I love art and always have, but modern art is something I feel apprehensive about – I don’t ‘get it’. Some time ago I mentioned to my now ex-boyfriend how I had been to Tate Modern and liked it, but at the same time it made me emotionally exhausted. “Modern art is so depressing”, I sighed. “I know exactly what you mean”, he responded. I’m a real sucker for society critique. I quite like to feel important and clever by sitting in a coffee shop with my newspaper or a current affairs magazine, reading a column and thinking, ‘Nuff said’. But seeing society criticism in a visual form is a much more powerful stimulus, that it seems, my brain has difficulties handling. And that’s what I feel most modern art is, critique.

So I felt a little uneasy when a friend I was visiting in Nottingham suggested we’d go to the Nottingham Contemporary. Would I be able to handle it?

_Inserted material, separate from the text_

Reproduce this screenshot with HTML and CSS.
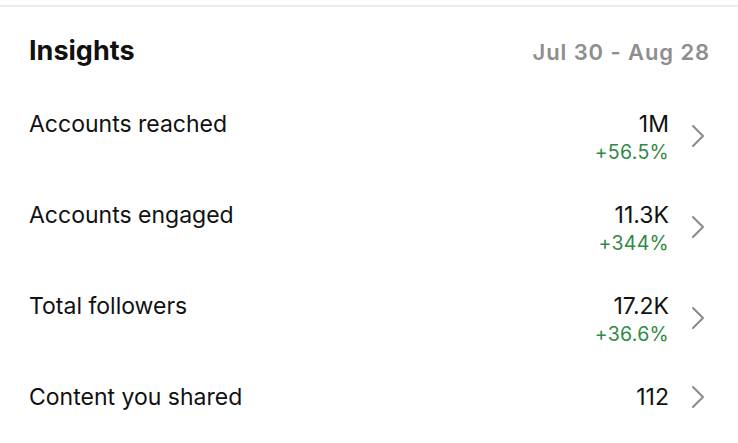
FILE: index.html
```html
<!DOCTYPE html>
<html>
<head>
<meta charset="utf-8">
<link rel="stylesheet" href="styles.css">
</head>
<body>
<div class="page">
  <div class="divider"></div>
  <section class="insights">
    <header class="head">
      <h1 class="title">Insights</h1>
      <span class="range">Jul 30 - Aug 28</span>
    </header>
    <div class="row">
      <span class="label">Accounts reached</span>
      <div class="right">
        <div class="vals"><span class="val">1M</span><span class="pct">+56.5%</span></div>
        <svg class="chev" viewBox="0 0 14 24" width="14" height="24"><path d="M2 2 L12 12 L2 22" fill="none" stroke="#8a8a8a" stroke-width="2" stroke-linecap="round" stroke-linejoin="round"/></svg>
      </div>
    </div>
    <div class="row">
      <span class="label">Accounts engaged</span>
      <div class="right">
        <div class="vals"><span class="val">11.3K</span><span class="pct">+344%</span></div>
        <svg class="chev" viewBox="0 0 14 24" width="14" height="24"><path d="M2 2 L12 12 L2 22" fill="none" stroke="#8a8a8a" stroke-width="2" stroke-linecap="round" stroke-linejoin="round"/></svg>
      </div>
    </div>
    <div class="row">
      <span class="label">Total followers</span>
      <div class="right">
        <div class="vals"><span class="val">17.2K</span><span class="pct">+36.6%</span></div>
        <svg class="chev" viewBox="0 0 14 24" width="14" height="24"><path d="M2 2 L12 12 L2 22" fill="none" stroke="#8a8a8a" stroke-width="2" stroke-linecap="round" stroke-linejoin="round"/></svg>
      </div>
    </div>
    <div class="row">
      <span class="label">Content you shared</span>
      <div class="right">
        <div class="vals"><span class="val">112</span></div>
        <svg class="chev" viewBox="0 0 14 24" width="14" height="24"><path d="M2 2 L12 12 L2 22" fill="none" stroke="#8a8a8a" stroke-width="2" stroke-linecap="round" stroke-linejoin="round"/></svg>
      </div>
    </div>
  </section>
</div>
</body>
</html>
```
FILE: styles.css
```css
* { box-sizing: border-box; }
html, body { margin: 0; padding: 0; background: #fff; }
body { font-family: Inter, "Noto Sans", "Liberation Sans", sans-serif; color: #111; }
.page { width: 738px; height: 443px; overflow: hidden; padding-top: 5px; }
.divider { height: 2px; background: #ececec; }
.insights { padding: 0 33px 0 29px; }
.head { display: flex; justify-content: space-between; align-items: baseline; margin-top: 27px; height: 36px; }
.title { margin: 0; font-size: 27px; font-weight: 700; letter-spacing: 0; }
.range { font-size: 22px; font-weight: 600; color: #8e8e8e; letter-spacing: 0.9px; margin-right: -5px; }
.row { display: flex; justify-content: space-between; align-items: flex-start; height: 91px; }
.head + .row { margin-top: 39px; }
.label { font-size: 23px; line-height: 30px; }
.right { display: flex; align-items: center; gap: 22px; }
.vals { display: flex; flex-direction: column; align-items: flex-end; }
.val { font-size: 23px; line-height: 30px; }
.pct { font-size: 19.5px; line-height: 22px; margin-top: 2px; color: #2f8a43; letter-spacing: 0.3px; }
.chev { display: block; }
```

I wasn’t sure about the differentiation between ‘modern’ and ‘contemporary’. The rawness of my internal hurt is still very much on the surface. Only a week or so earlier I had felt the excruciating pain of having to go shopping to buy someone a present and a card. I spent half an hour in a book shop trying not to pay attention to the sentimental music in the background. It seemed my emotional overload extended to all of my senses; even looking at post cards hurt. I had never thought before how huge of an impact the emotional landscape of a visual piece of art can have to our feelings and minds. Of course, I couldn’t find a card I liked. Eventually, after going through four different shops, I found one with a black and white picture of a flock of birds rushing through the brick-made arches of a bridge. So no music, art or romantic and relationship-y films for me for a while, I concluded.

It turned out I was wrong with my doubts. The exhibition I saw with my friend left me with only positive and hopeful thoughts. The pieces were largely audio-visual. Sadly, I had a long distance train to catch and didn’t have a chance to watch through more than a fraction of each film, which is a shame. Agnieszka Polska’s film ‘I am the mouth’ showed large, red, animated lips in water, speaking in monotone. This was especially comforting, resonating back my feelings of confusion without the emotional manipulation I had felt imposed upon me, when having gone through the mentioned post cards.

I experienced very much the same with the works of Raphael Hefti. I could have spent much longer walking among the coloured and sculptural tubes that formed his work ‘In Various Threaded Poles of Determinate Length Potentially Altering their Determinancy’, inspecting the raised patterns and spectres of colour. What I realised, was that I had been given an outlet for those negative feelings I couldn’t express, in a visual form of something that can be interpreted as anything. I have been job hunting for something better for a while, hoping to relocate somewhere where I can have hobbies and more friends. By losing the relationship I lost the last bits of feeling I had any control over any aspects of my life. The exhibition was a blank canvas for me to reflect my own innermost feelings onto. Who am I now? Where am I going to go from here? What is it that I want? Those were some of the questions I asked myself, when I looked at Hefti’s giant photosensitive papers on the wall, which he had turned into swirls of striking colours and patterns by exposing flammable moss spores to light. In the accompanying booklet Polska tells about one of her films: “The atmosphere of the film is an echo of the experiences of my trip. Firstly, from the sense of isolation, and secondly from the stubborn, exhausting thoughts of the ultimate questions that come to you in times of prolonged solitude.” I’m not any closer to knowing the answers to my questions, but it made me feel better.

hefti-3

Raphael Hefti “Lycomorph”, Photograph by Gunnar Meier

Raphael Hefti and Agnieszka Polska’s exhibition is running until Jan 5th, 2015. Do go see it if your heart is broken too. Afterwards, you can familiarise yourself with a very respectable selection of emotionally neutral but beautiful, contemporary post cards available in the adjacent shop. If this is how contemporary art makes me think and feel, I want to see more of it.